• _BRIEF_
Starting at the first line of the listing below, repeat each line up to and including the one containing "const deltas = Array(5).fill('1024,1025,1024,1023').join(',')". Leave out pictures.

• _INFORMATION SHOWN_
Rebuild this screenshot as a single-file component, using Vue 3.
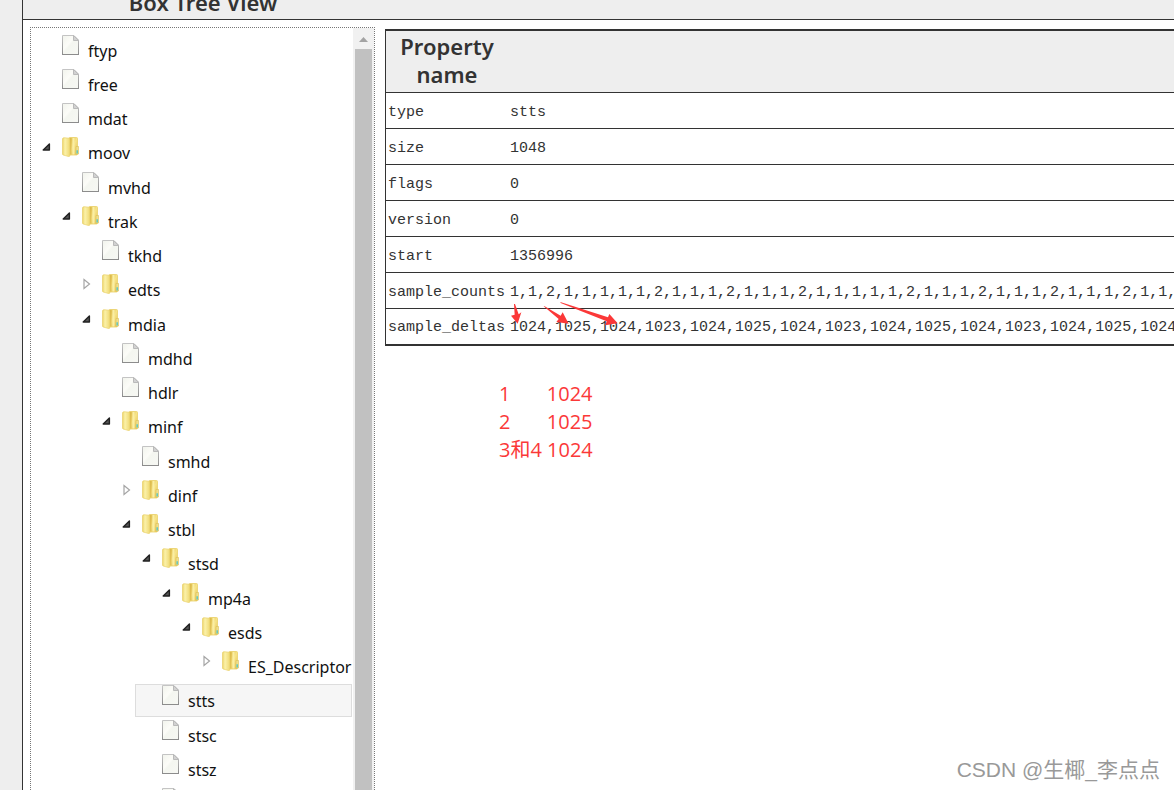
<script setup>
import { ref } from 'vue'

const nodes = [
  { name: 'ftyp', depth: 0, kind: 'file' },
  { name: 'free', depth: 0, kind: 'file' },
  { name: 'mdat', depth: 0, kind: 'file' },
  { name: 'moov', depth: 0, kind: 'open' },
  { name: 'mvhd', depth: 1, kind: 'file' },
  { name: 'trak', depth: 1, kind: 'open' },
  { name: 'tkhd', depth: 2, kind: 'file' },
  { name: 'edts', depth: 2, kind: 'closed' },
  { name: 'mdia', depth: 2, kind: 'open' },
  { name: 'mdhd', depth: 3, kind: 'file' },
  { name: 'hdlr', depth: 3, kind: 'file' },
  { name: 'minf', depth: 3, kind: 'open' },
  { name: 'smhd', depth: 4, kind: 'file' },
  { name: 'dinf', depth: 4, kind: 'closed' },
  { name: 'stbl', depth: 4, kind: 'open' },
  { name: 'stsd', depth: 5, kind: 'open' },
  { name: 'mp4a', depth: 6, kind: 'open' },
  { name: 'esds', depth: 7, kind: 'open' },
  { name: 'ES_Descriptor', depth: 8, kind: 'closed' },
  { name: 'stts', depth: 5, kind: 'file' },
  { name: 'stsc', depth: 5, kind: 'file' },
  { name: 'stsz', depth: 5, kind: 'file' },
  { name: 'stco', depth: 5, kind: 'file' }
]

const selected = ref('stts')

const counts = '1,1,2,1,1,1,1,1,2,1,1,1,2,1,1,1,2,1,1,1,1,1,2,1,1,1,2,1,1,1,2,1,1,1,2,1,1,1,2,1'
const deltas = Array(5).fill('1024,1025,1024,1023').join(',')

const properties = [
  ['type', 'stts'],
  ['size', '1048'],
  ['flags', '0'],
  ['version', '0'],
  ['start', '1356996'],
  ['sample_counts', counts],
  ['sample_deltas', deltas]
]
</script>

<template>
  <div class="page">
    <svg class="defs" width="0" height="0" aria-hidden="true">
      <defs>
        <linearGradient id="paper" x1="0" y1="0" x2="1" y2="1">
          <stop offset="0" stop-color="#f1f3ec" />
          <stop offset="0.4" stop-color="#fcfcf8" />
          <stop offset="0.5" stop-color="#f4f6f0" />
          <stop offset="1" stop-color="#f7f8f4" />
        </linearGradient>
        <linearGradient id="edge" x1="0" y1="0" x2="0" y2="1">
          <stop offset="0" stop-color="#c4c4c4" />
          <stop offset="1" stop-color="#8c8c8c" />
        </linearGradient>
        <linearGradient id="front" x1="0" y1="0" x2="1" y2="0">
          <stop offset="0" stop-color="#ecd468" />
          <stop offset="0.35" stop-color="#fbf1a9" />
          <stop offset="1" stop-color="#efd973" />
        </linearGradient>
        <linearGradient id="back" x1="0" y1="0" x2="1" y2="1">
          <stop offset="0" stop-color="#dcb844" />
          <stop offset="0.5" stop-color="#f7e488" />
          <stop offset="1" stop-color="#e3c04e" />
        </linearGradient>
      </defs>
    </svg>
    <div class="sheet">
      <header class="bar"><h2 class="title">Box Tree View</h2></header>
      <main class="content">
        <nav class="tree" aria-label="Box Tree View">
          <ul class="list">
            <li v-for="n in nodes" :key="n.name" class="node" :style="{ paddingLeft: n.depth * 20 + 'px' }">
              <button type="button" class="row" :class="{ selected: selected === n.name }" @click="selected = n.name">
                <svg class="twist" viewBox="0 0 10 12" aria-hidden="true">
                  <path v-if="n.kind === 'open'" d="M7.4 3V9H1.2Z" fill="#555" stroke="#222" stroke-width="1.4" stroke-linejoin="round" />
                  <path v-else-if="n.kind === 'closed'" d="M2 1.5L7.5 6L2 10.5Z" fill="#fff" stroke="#a5a5a5" stroke-width="1.2" />
                </svg>
                <svg v-if="n.kind === 'file'" class="icon" viewBox="0 0 17 20" aria-hidden="true">
                  <path d="M.5 .5H12L16.5 5V19.5H.5Z" fill="url(#paper)" stroke="url(#edge)" />
                  <path d="M0 19.5H17" stroke="#8c8c8c" />
                  <path d="M11.5 .5V5.5H16.5Z" fill="#d2d2d2" stroke="#bababa" />
                </svg>
                <svg v-else class="icon" viewBox="0 0 17 20" aria-hidden="true">
                  <path d="M7 1.5Q7 .5 8 .5H14.5Q15.5 .5 15.5 1.5V17Q15.5 18 14.5 18H7Z" fill="url(#back)" stroke="#ead069" stroke-width=".8" />
                  <path d="M8.8 1.5V17.5" stroke="#d8b241" />
                  <path d="M11.5 1V17.5" stroke="#faeea4" stroke-width="2" />
                  <path d="M14 9.5H16.6V17H14Z" fill="#efdf8c" stroke="#dcc057" stroke-width=".6" />
                  <path d="M14.4 13.2H16V16.6H14.4Z" fill="#68c8bd" />
                  <path d="M.5 2Q.5 .8 2 .7L6.8 1.2Q7.8 1.4 7.8 2.6V18.5Q7.8 19.8 6.5 19.5L1.2 18Q.5 17.8 .5 17Z" fill="url(#front)" stroke="#e9d16a" stroke-width=".7" />
                </svg>
                <span class="label">{{ n.name }}</span>
              </button>
            </li>
          </ul>
          <div class="scroll" aria-hidden="true">
            <svg class="up" viewBox="0 0 9 5"><path d="M0 5L4.5 0L9 5Z" fill="#a3a3a3" /></svg>
            <div class="thumb"></div>
          </div>
        </nav>
        <section class="details">
          <table class="props">
            <thead>
              <tr><th class="key" scope="col">Property name</th><th></th></tr>
            </thead>
            <tbody>
              <tr v-for="p in properties" :key="p[0]">
                <td>{{ p[0] }}</td><td>{{ p[1] }}</td>
              </tr>
            </tbody>
          </table>
          <svg class="arrows" viewBox="0 0 375 90" aria-hidden="true">
            <g fill="#fb3838">
              <path d="M42 12L45 12L56 43L64 37L53 71L33 47L44 44Z" />
              <path d="M131 19L134 19L182 47L188 37L206 71L169 66L176 57Z" />
              <path d="M180 8L183 7L324 52L328 42L353 70L316 76L320 64Z" />
            </g>
          </svg>
          <pre class="note">1       1024
2       1025
3和4 1024</pre>
        </section>
      </main>
    </div>
    <div class="mark">CSDN @生椰_李点点</div>
  </div>
</template>

<style>
body {
  margin: 0;
}
</style>

<style scoped>
.page {
  position: relative;
  box-sizing: border-box;
  height: 100vh;
  padding-left: 22px;
  overflow: hidden;
  background: #eee;
}
.defs {
  position: absolute;
}
.sheet {
  display: flex;
  flex-direction: column;
  height: 100%;
  border-left: 1px solid #333;
  background: #fff;
}
.bar {
  display: flex;
  align-items: flex-end;
  flex: none;
  box-sizing: border-box;
  height: 20px;
  padding: 0 0 3px 7px;
  overflow: hidden;
  border-bottom: 1px solid #333;
  background: #eee;
}
.title {
  width: 346px;
  margin: 0;
  color: #333;
  font: 600 22px/28px "Noto Sans", sans-serif;
  text-align: center;
}
.content {
  display: flex;
  flex: 1;
  gap: 10px;
  min-height: 0;
  padding: 7px 0 0 7px;
}
.tree {
  display: flex;
  flex: none;
  box-sizing: border-box;
  width: 345px;
  overflow: hidden;
  border: 1px dotted #777;
  border-bottom: 0;
}
.list {
  flex: 1;
  min-width: 0;
  margin: 0;
  padding: 6px 1px 0 4px;
  list-style: none;
}
.node {
  padding-bottom: 1px;
}
.node:nth-child(4n) {
  padding-bottom: 2px;
}
.row {
  display: flex;
  align-items: flex-start;
  box-sizing: border-box;
  width: 100%;
  height: 33px;
  padding: 0;
  border: 1px solid transparent;
  background: none;
  color: #111;
  font: 16px/32px "Noto Sans", sans-serif;
  text-align: left;
  white-space: nowrap;
}
.selected {
  border-color: #ddd;
  background: #f6f6f6;
}
.twist {
  flex: none;
  width: 10px;
  height: 12px;
  margin: 4px 10px 0 6px;
}
.icon {
  flex: none;
  width: 17px;
  height: 20px;
}
.label {
  margin-left: 9px;
}
.scroll {
  display: flex;
  flex-direction: column;
  align-items: center;
  flex: none;
  width: 21px;
  background: #f1f1f1;
}
.up {
  flex: none;
  width: 9px;
  height: 5px;
  margin: 9px 0 7px;
}
.thumb {
  flex: 1;
  width: 17px;
  background: #c1c1c1;
}
.details {
  position: relative;
  flex: 1;
  min-width: 0;
  padding-top: 2px;
  overflow: hidden;
}
.props {
  border-collapse: collapse;
  border: 2px solid #333;
  border-left-width: 1px;
  color: #333;
  font: 15px/20px "Liberation Mono", monospace;
  white-space: nowrap;
}
.props tr {
  height: 36px;
  border-bottom: 1px solid #333;
}
.props tbody tr:last-child {
  border-bottom-width: 2px;
}
.props thead {
  background: #eee;
}
.props th {
  padding: 1px 2px 4px;
  font: 600 22px/28px "Noto Sans", sans-serif;
  white-space: normal;
}
.key {
  width: 118px;
}
.props td {
  padding: 4px 3px 0 2px;
}
.arrows {
  position: absolute;
  top: 273px;
  left: 115px;
  width: 125px;
  height: 30px;
}
.note {
  position: absolute;
  top: 353px;
  left: 114px;
  margin: 0;
  color: #fb3838;
  font: 20px/28px "Open Sans", "Noto Sans CJK SC", sans-serif;
}
.mark {
  position: absolute;
  right: 14px;
  bottom: 4px;
  color: #999;
  font: 21px/32px "Liberation Sans", "Noto Sans CJK SC", sans-serif;
}
</style>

• _FINISHED ANSWER_
Rebuild this screenshot as a single-file component, using Vue 3.
<script setup>
import { ref } from 'vue'

const nodes = [
  { name: 'ftyp', depth: 0, kind: 'file' },
  { name: 'free', depth: 0, kind: 'file' },
  { name: 'mdat', depth: 0, kind: 'file' },
  { name: 'moov', depth: 0, kind: 'open' },
  { name: 'mvhd', depth: 1, kind: 'file' },
  { name: 'trak', depth: 1, kind: 'open' },
  { name: 'tkhd', depth: 2, kind: 'file' },
  { name: 'edts', depth: 2, kind: 'closed' },
  { name: 'mdia', depth: 2, kind: 'open' },
  { name: 'mdhd', depth: 3, kind: 'file' },
  { name: 'hdlr', depth: 3, kind: 'file' },
  { name: 'minf', depth: 3, kind: 'open' },
  { name: 'smhd', depth: 4, kind: 'file' },
  { name: 'dinf', depth: 4, kind: 'closed' },
  { name: 'stbl', depth: 4, kind: 'open' },
  { name: 'stsd', depth: 5, kind: 'open' },
  { name: 'mp4a', depth: 6, kind: 'open' },
  { name: 'esds', depth: 7, kind: 'open' },
  { name: 'ES_Descriptor', depth: 8, kind: 'closed' },
  { name: 'stts', depth: 5, kind: 'file' },
  { name: 'stsc', depth: 5, kind: 'file' },
  { name: 'stsz', depth: 5, kind: 'file' },
  { name: 'stco', depth: 5, kind: 'file' }
]

const selected = ref('stts')

const counts = '1,1,2,1,1,1,1,1,2,1,1,1,2,1,1,1,2,1,1,1,1,1,2,1,1,1,2,1,1,1,2,1,1,1,2,1,1,1,2,1'
const deltas = Array(5).fill('1024,1025,1024,1023').join(',')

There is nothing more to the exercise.